### What you need to do
Reproduce the full listing below unchanged, apart from the pictures.

### Dataset extract
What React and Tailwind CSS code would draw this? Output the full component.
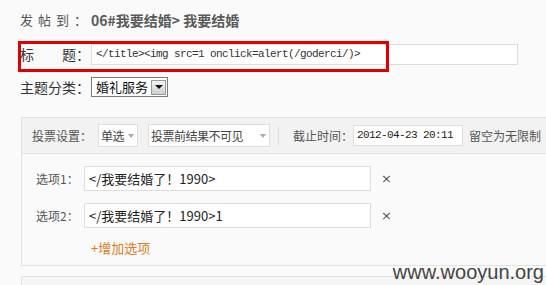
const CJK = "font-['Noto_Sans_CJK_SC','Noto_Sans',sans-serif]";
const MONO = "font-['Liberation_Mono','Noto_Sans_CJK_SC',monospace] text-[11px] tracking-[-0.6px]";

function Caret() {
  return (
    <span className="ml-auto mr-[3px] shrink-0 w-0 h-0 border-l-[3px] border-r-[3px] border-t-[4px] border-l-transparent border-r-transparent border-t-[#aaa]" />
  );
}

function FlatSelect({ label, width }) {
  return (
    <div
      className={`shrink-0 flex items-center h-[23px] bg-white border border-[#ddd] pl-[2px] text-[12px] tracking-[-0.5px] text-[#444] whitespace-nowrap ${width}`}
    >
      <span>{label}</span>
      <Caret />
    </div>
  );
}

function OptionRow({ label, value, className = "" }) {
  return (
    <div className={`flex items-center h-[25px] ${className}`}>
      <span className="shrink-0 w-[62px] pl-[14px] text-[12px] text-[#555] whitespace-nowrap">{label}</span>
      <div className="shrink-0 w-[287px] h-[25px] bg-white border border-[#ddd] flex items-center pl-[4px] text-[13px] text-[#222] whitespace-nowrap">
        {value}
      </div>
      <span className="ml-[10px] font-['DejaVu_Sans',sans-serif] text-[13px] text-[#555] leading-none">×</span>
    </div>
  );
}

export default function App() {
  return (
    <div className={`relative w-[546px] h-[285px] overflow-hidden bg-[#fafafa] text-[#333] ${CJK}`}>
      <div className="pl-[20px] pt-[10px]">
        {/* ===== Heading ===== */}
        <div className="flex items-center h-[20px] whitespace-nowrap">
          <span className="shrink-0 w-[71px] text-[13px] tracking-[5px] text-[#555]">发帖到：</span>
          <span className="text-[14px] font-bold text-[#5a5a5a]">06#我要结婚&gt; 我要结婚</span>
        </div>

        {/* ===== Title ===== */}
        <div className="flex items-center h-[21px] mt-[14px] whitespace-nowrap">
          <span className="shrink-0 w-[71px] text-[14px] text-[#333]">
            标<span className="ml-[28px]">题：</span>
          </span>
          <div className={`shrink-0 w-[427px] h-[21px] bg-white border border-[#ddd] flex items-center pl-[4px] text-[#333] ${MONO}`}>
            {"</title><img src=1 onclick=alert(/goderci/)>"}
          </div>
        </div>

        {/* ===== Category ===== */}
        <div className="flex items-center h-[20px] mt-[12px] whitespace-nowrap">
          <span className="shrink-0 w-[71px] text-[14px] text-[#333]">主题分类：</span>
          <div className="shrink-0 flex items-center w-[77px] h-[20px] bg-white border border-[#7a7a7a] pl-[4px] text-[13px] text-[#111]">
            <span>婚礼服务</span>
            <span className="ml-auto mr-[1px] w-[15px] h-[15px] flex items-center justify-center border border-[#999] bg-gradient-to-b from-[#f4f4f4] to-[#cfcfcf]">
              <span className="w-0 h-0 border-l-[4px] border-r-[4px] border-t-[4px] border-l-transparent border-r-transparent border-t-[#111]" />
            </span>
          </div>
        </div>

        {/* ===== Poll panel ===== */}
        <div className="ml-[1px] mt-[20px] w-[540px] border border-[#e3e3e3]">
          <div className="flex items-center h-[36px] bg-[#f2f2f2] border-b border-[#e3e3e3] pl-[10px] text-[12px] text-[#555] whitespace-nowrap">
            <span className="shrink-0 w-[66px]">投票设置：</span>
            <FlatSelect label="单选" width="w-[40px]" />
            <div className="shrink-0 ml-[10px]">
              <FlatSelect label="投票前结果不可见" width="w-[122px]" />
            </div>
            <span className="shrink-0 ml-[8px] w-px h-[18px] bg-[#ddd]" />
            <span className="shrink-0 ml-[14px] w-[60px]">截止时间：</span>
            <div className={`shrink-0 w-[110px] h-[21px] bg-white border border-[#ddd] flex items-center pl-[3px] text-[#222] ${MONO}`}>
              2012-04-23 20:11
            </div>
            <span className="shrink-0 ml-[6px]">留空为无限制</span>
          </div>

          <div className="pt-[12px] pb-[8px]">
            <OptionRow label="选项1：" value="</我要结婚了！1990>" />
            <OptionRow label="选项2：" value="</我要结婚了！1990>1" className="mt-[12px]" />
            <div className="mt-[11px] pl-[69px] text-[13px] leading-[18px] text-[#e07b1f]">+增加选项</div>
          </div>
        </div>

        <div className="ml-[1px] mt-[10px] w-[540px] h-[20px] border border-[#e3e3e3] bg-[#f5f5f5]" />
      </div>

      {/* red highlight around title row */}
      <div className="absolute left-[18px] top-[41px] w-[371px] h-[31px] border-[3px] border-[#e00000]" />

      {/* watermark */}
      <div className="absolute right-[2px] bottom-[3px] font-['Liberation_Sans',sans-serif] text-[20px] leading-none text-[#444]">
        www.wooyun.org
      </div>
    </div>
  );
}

### Exercise response
What React and Tailwind CSS code would draw this? Output the full component.
const CJK = "font-['Noto_Sans_CJK_SC','Noto_Sans',sans-serif]";
const MONO = "font-['Liberation_Mono','Noto_Sans_CJK_SC',monospace] text-[11px] tracking-[-0.6px]";

function Caret() {
  return (
    <span className="ml-auto mr-[3px] shrink-0 w-0 h-0 border-l-[3px] border-r-[3px] border-t-[4px] border-l-transparent border-r-transparent border-t-[#aaa]" />
  );
}

function FlatSelect({ label, width }) {
  return (
    <div
      className={`shrink-0 flex items-center h-[23px] bg-white border border-[#ddd] pl-[2px] text-[12px] tracking-[-0.5px] text-[#444] whitespace-nowrap ${width}`}
    >
      <span>{label}</span>
      <Caret />
    </div>
  );
}

function OptionRow({ label, value, className = "" }) {
  return (
    <div className={`flex items-center h-[25px] ${className}`}>
      <span className="shrink-0 w-[62px] pl-[14px] text-[12px] text-[#555] whitespace-nowrap">{label}</span>
      <div className="shrink-0 w-[287px] h-[25px] bg-white border border-[#ddd] flex items-center pl-[4px] text-[13px] text-[#222] whitespace-nowrap">
        {value}
      </div>
      <span className="ml-[10px] font-['DejaVu_Sans',sans-serif] text-[13px] text-[#555] leading-none">×</span>
    </div>
  );
}

export default function App() {
  return (
    <div className={`relative w-[546px] h-[285px] overflow-hidden bg-[#fafafa] text-[#333] ${CJK}`}>
      <div className="pl-[20px] pt-[10px]">
        {/* ===== Heading ===== */}
        <div className="flex items-center h-[20px] whitespace-nowrap">
          <span className="shrink-0 w-[71px] text-[13px] tracking-[5px] text-[#555]">发帖到：</span>
          <span className="text-[14px] font-bold text-[#5a5a5a]">06#我要结婚&gt; 我要结婚</span>
        </div>

        {/* ===== Title ===== */}
        <div className="flex items-center h-[21px] mt-[14px] whitespace-nowrap">
          <span className="shrink-0 w-[71px] text-[14px] text-[#333]">
            标<span className="ml-[28px]">题：</span>
          </span>
          <div className={`shrink-0 w-[427px] h-[21px] bg-white border border-[#ddd] flex items-center pl-[4px] text-[#333] ${MONO}`}>
            {"</title><img src=1 onclick=alert(/goderci/)>"}
          </div>
        </div>

        {/* ===== Category ===== */}
        <div className="flex items-center h-[20px] mt-[12px] whitespace-nowrap">
          <span className="shrink-0 w-[71px] text-[14px] text-[#333]">主题分类：</span>
          <div className="shrink-0 flex items-center w-[77px] h-[20px] bg-white border border-[#7a7a7a] pl-[4px] text-[13px] text-[#111]">
            <span>婚礼服务</span>
            <span className="ml-auto mr-[1px] w-[15px] h-[15px] flex items-center justify-center border border-[#999] bg-gradient-to-b from-[#f4f4f4] to-[#cfcfcf]">
              <span className="w-0 h-0 border-l-[4px] border-r-[4px] border-t-[4px] border-l-transparent border-r-transparent border-t-[#111]" />
            </span>
          </div>
        </div>

        {/* ===== Poll panel ===== */}
        <div className="ml-[1px] mt-[20px] w-[540px] border border-[#e3e3e3]">
          <div className="flex items-center h-[36px] bg-[#f2f2f2] border-b border-[#e3e3e3] pl-[10px] text-[12px] text-[#555] whitespace-nowrap">
            <span className="shrink-0 w-[66px]">投票设置：</span>
            <FlatSelect label="单选" width="w-[40px]" />
            <div className="shrink-0 ml-[10px]">
              <FlatSelect label="投票前结果不可见" width="w-[122px]" />
            </div>
            <span className="shrink-0 ml-[8px] w-px h-[18px] bg-[#ddd]" />
            <span className="shrink-0 ml-[14px] w-[60px]">截止时间：</span>
            <div className={`shrink-0 w-[110px] h-[21px] bg-white border border-[#ddd] flex items-center pl-[3px] text-[#222] ${MONO}`}>
              2012-04-23 20:11
            </div>
            <span className="shrink-0 ml-[6px]">留空为无限制</span>
          </div>

          <div className="pt-[12px] pb-[8px]">
            <OptionRow label="选项1：" value="</我要结婚了！1990>" />
            <OptionRow label="选项2：" value="</我要结婚了！1990>1" className="mt-[12px]" />
            <div className="mt-[11px] pl-[69px] text-[13px] leading-[18px] text-[#e07b1f]">+增加选项</div>
          </div>
        </div>

        <div className="ml-[1px] mt-[10px] w-[540px] h-[20px] border border-[#e3e3e3] bg-[#f5f5f5]" />
      </div>

      {/* red highlight around title row */}
      <div className="absolute left-[18px] top-[41px] w-[371px] h-[31px] border-[3px] border-[#e00000]" />

      {/* watermark */}
      <div className="absolute right-[2px] bottom-[3px] font-['Liberation_Sans',sans-serif] text-[20px] leading-none text-[#444]">
        www.wooyun.org
      </div>
    </div>
  );
}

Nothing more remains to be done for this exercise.